Aim of the task
From the entries that follow, pick out all lines holding "this".

------------------------------------------------

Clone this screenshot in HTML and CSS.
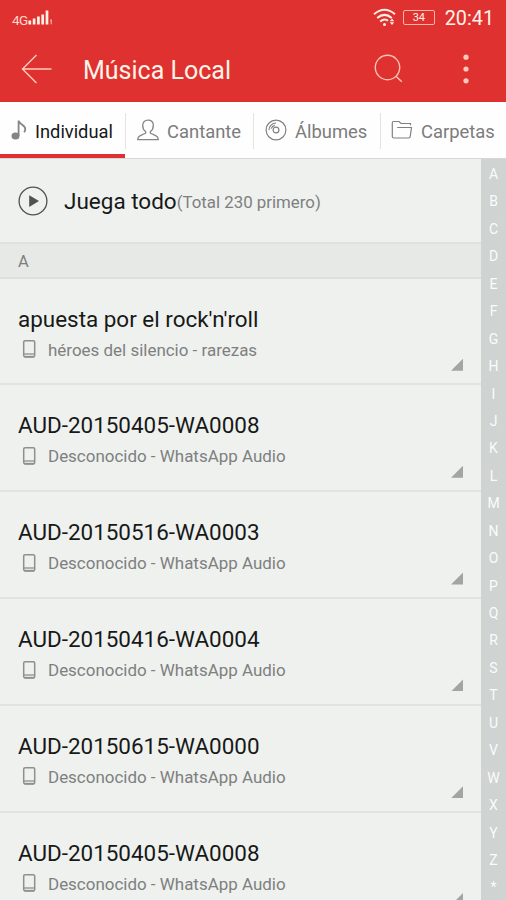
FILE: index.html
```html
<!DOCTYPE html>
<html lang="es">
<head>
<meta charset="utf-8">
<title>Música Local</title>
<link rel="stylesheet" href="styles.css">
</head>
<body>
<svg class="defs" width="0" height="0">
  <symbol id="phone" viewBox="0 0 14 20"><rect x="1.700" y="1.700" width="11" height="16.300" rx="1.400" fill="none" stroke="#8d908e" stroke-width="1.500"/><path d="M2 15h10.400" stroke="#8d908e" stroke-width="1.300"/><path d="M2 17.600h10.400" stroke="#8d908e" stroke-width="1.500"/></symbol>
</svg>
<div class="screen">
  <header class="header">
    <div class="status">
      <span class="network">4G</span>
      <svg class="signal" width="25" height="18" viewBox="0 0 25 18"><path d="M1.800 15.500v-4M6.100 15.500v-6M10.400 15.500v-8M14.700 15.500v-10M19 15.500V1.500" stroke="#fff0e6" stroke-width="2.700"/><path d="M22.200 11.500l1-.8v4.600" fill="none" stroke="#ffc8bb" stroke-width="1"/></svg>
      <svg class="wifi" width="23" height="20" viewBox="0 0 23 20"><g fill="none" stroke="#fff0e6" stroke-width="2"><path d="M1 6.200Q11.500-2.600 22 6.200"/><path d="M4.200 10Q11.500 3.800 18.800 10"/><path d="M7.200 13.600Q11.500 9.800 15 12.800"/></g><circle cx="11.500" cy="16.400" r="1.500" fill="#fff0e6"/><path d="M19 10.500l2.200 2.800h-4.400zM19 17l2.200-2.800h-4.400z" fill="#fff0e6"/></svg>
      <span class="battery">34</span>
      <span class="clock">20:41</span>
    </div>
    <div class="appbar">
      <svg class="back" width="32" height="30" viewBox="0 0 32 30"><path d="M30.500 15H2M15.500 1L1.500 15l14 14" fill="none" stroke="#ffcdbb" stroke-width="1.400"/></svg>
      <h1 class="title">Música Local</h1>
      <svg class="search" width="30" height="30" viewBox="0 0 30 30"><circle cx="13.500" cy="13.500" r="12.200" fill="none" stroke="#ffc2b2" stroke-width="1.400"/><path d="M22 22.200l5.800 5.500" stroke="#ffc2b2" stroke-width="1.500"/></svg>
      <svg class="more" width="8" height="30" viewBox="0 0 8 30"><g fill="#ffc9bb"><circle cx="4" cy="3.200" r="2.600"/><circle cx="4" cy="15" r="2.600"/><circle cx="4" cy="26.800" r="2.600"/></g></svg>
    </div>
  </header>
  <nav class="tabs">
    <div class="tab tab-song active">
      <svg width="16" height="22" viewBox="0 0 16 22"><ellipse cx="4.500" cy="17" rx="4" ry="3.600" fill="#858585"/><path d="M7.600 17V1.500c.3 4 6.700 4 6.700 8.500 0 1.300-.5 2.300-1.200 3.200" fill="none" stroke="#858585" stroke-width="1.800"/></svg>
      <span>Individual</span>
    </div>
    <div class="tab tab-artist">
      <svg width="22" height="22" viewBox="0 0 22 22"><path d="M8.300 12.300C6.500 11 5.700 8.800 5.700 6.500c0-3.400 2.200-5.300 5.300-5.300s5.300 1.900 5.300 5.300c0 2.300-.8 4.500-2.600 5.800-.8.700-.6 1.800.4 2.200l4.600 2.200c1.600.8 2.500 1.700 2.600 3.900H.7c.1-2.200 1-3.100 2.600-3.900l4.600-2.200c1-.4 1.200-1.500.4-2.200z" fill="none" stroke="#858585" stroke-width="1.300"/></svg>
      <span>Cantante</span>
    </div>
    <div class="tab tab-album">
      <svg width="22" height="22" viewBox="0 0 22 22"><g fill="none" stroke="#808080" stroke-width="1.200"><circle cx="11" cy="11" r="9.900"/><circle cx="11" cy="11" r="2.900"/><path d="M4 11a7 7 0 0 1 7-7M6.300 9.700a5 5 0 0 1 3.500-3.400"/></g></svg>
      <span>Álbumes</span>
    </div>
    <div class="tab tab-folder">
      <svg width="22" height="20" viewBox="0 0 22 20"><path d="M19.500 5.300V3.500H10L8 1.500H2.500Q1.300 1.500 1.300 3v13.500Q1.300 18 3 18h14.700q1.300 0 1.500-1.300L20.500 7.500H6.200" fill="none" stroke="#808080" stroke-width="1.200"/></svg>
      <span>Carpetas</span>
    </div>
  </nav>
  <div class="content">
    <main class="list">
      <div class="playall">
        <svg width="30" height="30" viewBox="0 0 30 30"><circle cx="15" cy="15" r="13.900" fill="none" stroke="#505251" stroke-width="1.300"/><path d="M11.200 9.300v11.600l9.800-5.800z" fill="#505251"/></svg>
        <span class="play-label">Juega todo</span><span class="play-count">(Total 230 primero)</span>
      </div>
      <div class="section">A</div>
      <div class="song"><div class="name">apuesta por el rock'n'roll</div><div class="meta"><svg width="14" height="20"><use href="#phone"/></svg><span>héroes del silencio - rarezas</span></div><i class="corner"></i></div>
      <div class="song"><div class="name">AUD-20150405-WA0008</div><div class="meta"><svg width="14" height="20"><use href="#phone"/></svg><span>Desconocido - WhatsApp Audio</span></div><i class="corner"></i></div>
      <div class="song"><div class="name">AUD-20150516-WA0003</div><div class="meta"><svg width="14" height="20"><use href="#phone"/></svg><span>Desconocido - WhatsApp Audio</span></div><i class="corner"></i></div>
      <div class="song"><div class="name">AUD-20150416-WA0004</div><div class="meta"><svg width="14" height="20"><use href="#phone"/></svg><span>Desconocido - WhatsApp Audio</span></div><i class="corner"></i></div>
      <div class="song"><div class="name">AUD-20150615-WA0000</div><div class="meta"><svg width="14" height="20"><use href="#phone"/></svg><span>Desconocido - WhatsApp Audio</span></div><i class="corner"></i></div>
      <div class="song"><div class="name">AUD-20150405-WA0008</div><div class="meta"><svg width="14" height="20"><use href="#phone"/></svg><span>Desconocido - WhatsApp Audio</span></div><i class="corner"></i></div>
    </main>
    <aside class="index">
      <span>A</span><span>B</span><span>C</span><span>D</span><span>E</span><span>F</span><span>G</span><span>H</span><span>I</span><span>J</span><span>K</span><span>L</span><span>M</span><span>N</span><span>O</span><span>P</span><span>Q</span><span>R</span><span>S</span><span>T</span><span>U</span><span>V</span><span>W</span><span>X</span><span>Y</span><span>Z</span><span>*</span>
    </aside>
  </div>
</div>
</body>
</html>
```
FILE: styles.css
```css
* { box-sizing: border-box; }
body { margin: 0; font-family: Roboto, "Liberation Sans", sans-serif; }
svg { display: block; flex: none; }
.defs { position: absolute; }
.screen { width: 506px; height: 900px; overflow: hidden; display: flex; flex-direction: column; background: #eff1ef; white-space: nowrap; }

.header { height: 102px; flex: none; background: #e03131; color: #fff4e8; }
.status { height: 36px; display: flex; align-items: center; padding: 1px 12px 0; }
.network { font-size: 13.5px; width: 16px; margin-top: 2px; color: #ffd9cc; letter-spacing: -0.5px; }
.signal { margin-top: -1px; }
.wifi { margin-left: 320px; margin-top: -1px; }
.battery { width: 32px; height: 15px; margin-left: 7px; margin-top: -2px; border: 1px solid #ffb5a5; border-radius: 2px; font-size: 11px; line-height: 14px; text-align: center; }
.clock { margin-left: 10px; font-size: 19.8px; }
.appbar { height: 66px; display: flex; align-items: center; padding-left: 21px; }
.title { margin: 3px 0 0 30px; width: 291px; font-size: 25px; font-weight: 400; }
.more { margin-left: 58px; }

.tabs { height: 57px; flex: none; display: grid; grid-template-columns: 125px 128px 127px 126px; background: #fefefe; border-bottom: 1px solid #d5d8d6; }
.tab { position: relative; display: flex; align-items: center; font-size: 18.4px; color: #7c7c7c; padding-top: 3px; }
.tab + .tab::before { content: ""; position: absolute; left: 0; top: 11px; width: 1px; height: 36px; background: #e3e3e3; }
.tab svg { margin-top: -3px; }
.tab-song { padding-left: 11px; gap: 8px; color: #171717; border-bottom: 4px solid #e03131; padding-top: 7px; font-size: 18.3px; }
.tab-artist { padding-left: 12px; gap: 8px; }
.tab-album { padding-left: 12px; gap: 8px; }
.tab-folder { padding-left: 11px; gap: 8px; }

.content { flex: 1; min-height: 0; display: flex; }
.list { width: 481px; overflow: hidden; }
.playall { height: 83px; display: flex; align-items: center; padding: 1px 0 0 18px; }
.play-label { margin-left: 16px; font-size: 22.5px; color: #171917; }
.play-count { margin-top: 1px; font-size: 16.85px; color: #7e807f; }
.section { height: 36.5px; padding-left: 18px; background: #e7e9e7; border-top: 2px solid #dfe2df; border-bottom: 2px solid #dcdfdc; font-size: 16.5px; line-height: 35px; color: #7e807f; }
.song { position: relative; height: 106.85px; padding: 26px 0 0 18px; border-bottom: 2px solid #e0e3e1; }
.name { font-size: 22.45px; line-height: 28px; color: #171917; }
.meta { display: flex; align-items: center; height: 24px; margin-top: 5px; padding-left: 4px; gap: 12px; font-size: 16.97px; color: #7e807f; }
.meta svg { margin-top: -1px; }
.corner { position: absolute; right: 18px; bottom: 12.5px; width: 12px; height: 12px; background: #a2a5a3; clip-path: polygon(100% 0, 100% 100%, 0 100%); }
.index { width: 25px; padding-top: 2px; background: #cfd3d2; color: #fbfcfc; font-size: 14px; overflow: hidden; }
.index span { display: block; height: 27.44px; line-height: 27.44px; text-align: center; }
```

------------------------------------------------

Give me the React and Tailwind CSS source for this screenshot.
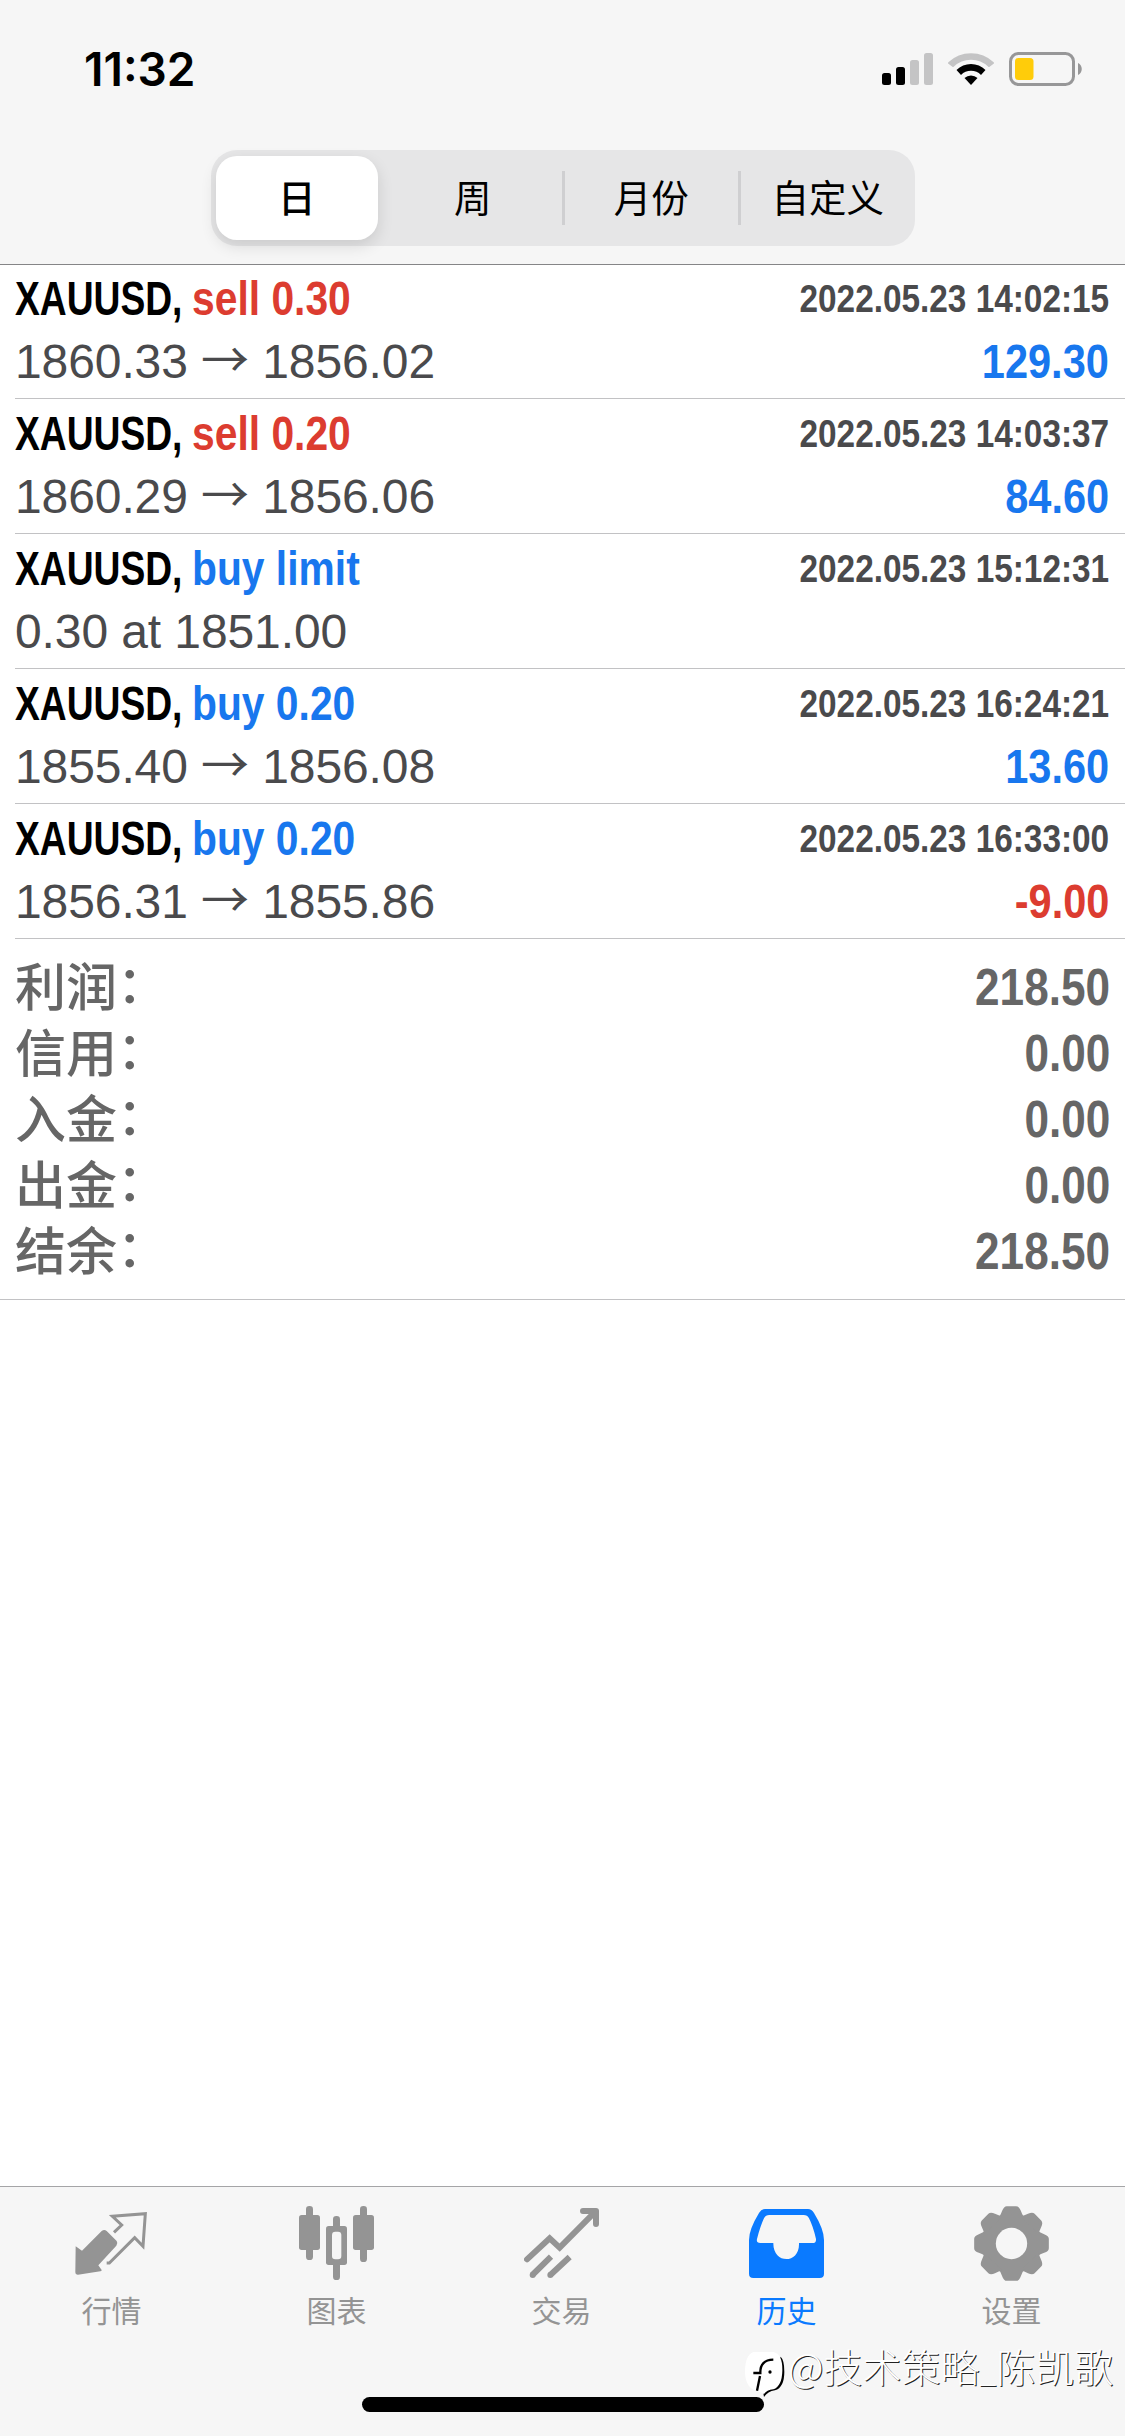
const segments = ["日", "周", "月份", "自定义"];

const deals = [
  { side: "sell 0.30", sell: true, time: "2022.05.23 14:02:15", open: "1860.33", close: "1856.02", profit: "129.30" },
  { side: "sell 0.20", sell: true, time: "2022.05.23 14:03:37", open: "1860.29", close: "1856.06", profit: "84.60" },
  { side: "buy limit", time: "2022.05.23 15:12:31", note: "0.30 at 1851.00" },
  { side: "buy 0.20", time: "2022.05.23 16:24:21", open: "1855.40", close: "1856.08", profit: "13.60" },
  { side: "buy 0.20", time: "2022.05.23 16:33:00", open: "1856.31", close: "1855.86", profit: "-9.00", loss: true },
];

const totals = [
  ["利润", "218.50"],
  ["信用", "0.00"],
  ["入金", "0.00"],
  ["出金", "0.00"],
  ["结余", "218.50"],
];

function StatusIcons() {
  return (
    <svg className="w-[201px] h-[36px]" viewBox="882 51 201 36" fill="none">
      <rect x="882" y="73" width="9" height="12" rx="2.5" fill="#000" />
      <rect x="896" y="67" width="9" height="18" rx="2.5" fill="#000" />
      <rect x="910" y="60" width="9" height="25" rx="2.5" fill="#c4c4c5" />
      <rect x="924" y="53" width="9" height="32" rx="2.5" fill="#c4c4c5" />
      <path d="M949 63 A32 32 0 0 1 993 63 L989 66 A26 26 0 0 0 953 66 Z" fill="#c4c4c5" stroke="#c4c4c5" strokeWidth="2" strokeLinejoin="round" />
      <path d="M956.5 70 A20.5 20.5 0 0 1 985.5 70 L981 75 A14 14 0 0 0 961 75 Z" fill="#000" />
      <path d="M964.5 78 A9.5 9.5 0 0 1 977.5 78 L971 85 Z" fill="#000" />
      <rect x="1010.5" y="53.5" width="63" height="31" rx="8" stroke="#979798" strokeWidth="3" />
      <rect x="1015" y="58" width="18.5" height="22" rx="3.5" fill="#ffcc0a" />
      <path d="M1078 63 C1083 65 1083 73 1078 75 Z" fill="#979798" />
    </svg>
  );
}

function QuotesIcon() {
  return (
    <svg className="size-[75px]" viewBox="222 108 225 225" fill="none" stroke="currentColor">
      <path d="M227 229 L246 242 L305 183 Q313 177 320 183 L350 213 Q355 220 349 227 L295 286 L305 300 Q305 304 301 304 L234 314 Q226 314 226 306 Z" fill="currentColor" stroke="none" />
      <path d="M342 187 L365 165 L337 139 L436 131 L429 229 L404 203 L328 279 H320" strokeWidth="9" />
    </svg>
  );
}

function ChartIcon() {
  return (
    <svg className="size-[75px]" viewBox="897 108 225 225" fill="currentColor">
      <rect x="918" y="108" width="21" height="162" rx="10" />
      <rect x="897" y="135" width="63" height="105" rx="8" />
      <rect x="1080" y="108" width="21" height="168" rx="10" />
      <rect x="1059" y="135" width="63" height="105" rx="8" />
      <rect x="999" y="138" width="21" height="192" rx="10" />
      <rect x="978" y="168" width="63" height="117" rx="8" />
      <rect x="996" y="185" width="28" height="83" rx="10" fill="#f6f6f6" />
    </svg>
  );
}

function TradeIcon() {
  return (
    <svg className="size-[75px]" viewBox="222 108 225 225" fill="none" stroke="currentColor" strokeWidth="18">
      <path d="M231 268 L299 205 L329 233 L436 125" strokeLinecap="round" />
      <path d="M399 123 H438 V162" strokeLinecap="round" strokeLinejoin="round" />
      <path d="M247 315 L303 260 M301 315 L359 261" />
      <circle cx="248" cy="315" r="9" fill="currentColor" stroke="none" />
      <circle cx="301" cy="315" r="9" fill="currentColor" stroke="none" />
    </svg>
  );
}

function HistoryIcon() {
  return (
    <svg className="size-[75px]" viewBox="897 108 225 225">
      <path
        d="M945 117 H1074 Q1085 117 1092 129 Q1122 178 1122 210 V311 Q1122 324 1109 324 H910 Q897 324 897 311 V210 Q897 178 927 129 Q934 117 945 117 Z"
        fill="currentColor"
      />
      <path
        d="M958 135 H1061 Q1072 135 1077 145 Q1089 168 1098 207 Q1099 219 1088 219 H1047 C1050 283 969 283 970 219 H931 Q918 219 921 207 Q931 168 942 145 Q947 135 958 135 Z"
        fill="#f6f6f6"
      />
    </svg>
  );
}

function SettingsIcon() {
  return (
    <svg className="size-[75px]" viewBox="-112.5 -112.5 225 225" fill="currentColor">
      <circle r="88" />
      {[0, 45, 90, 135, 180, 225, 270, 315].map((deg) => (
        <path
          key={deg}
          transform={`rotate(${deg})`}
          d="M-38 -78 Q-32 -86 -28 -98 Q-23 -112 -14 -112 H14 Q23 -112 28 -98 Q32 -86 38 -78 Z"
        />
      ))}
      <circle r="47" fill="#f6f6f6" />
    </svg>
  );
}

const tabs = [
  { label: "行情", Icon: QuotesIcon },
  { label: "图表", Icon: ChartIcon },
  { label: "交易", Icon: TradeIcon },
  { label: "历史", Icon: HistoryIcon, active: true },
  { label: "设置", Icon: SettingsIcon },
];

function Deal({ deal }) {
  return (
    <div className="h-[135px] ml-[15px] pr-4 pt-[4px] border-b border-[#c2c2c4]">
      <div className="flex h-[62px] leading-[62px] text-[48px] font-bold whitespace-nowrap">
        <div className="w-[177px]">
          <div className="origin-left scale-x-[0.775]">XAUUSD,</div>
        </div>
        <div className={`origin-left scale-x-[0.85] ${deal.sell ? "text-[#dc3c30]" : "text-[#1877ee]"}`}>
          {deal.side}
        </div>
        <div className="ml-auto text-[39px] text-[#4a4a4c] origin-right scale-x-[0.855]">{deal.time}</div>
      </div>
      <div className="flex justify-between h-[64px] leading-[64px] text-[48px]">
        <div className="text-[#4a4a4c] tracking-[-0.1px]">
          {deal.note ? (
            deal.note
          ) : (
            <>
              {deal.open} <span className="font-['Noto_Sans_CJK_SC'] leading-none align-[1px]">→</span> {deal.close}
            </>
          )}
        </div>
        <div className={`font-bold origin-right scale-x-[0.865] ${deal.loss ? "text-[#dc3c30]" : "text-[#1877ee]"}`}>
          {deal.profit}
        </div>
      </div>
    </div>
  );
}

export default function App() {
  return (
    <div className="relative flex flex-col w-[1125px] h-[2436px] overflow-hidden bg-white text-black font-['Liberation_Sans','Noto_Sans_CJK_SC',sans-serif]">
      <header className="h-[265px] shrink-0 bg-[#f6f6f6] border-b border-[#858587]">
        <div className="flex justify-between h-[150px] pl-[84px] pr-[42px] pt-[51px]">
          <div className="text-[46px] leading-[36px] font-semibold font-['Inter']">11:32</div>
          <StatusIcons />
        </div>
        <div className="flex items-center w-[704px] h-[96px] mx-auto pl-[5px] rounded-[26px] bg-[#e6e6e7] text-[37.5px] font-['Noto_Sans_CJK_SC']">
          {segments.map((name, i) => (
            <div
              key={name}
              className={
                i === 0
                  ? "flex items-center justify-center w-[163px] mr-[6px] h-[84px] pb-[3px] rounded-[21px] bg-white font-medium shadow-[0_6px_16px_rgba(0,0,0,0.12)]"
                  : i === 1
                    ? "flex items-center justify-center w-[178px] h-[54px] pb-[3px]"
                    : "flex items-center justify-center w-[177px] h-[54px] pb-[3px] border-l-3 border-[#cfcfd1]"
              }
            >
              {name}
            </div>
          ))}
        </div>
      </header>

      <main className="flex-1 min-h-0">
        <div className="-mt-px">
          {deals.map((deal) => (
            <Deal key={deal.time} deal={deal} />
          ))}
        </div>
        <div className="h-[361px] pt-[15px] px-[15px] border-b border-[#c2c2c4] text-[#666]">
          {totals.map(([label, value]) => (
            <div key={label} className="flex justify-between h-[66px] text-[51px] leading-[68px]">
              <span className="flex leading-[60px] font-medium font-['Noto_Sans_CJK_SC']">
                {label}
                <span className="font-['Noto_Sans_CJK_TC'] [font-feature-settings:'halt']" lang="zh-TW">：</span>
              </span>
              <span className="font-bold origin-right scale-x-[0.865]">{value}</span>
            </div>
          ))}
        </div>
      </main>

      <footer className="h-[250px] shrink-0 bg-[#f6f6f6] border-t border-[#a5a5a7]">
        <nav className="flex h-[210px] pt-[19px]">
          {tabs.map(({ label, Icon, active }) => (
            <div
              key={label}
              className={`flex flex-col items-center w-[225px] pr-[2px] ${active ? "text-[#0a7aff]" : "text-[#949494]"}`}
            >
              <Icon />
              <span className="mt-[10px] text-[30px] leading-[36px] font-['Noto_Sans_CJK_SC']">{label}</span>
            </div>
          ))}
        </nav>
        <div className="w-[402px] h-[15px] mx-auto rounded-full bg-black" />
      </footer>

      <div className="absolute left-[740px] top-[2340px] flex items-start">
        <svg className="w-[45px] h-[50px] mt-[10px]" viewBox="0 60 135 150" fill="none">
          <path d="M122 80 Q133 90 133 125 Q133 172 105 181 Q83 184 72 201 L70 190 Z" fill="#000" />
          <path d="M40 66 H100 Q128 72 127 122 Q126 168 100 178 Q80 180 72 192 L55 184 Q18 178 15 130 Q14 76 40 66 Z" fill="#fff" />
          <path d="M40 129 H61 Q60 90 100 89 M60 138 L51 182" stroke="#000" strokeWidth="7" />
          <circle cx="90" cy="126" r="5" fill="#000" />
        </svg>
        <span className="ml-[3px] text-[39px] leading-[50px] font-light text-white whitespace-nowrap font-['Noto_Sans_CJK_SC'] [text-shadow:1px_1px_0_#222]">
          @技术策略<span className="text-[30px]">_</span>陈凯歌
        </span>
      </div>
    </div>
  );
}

------------------------------------------------

Answer for the task
Clone this screenshot in HTML and CSS.
Give me the React and Tailwind CSS source for this screenshot.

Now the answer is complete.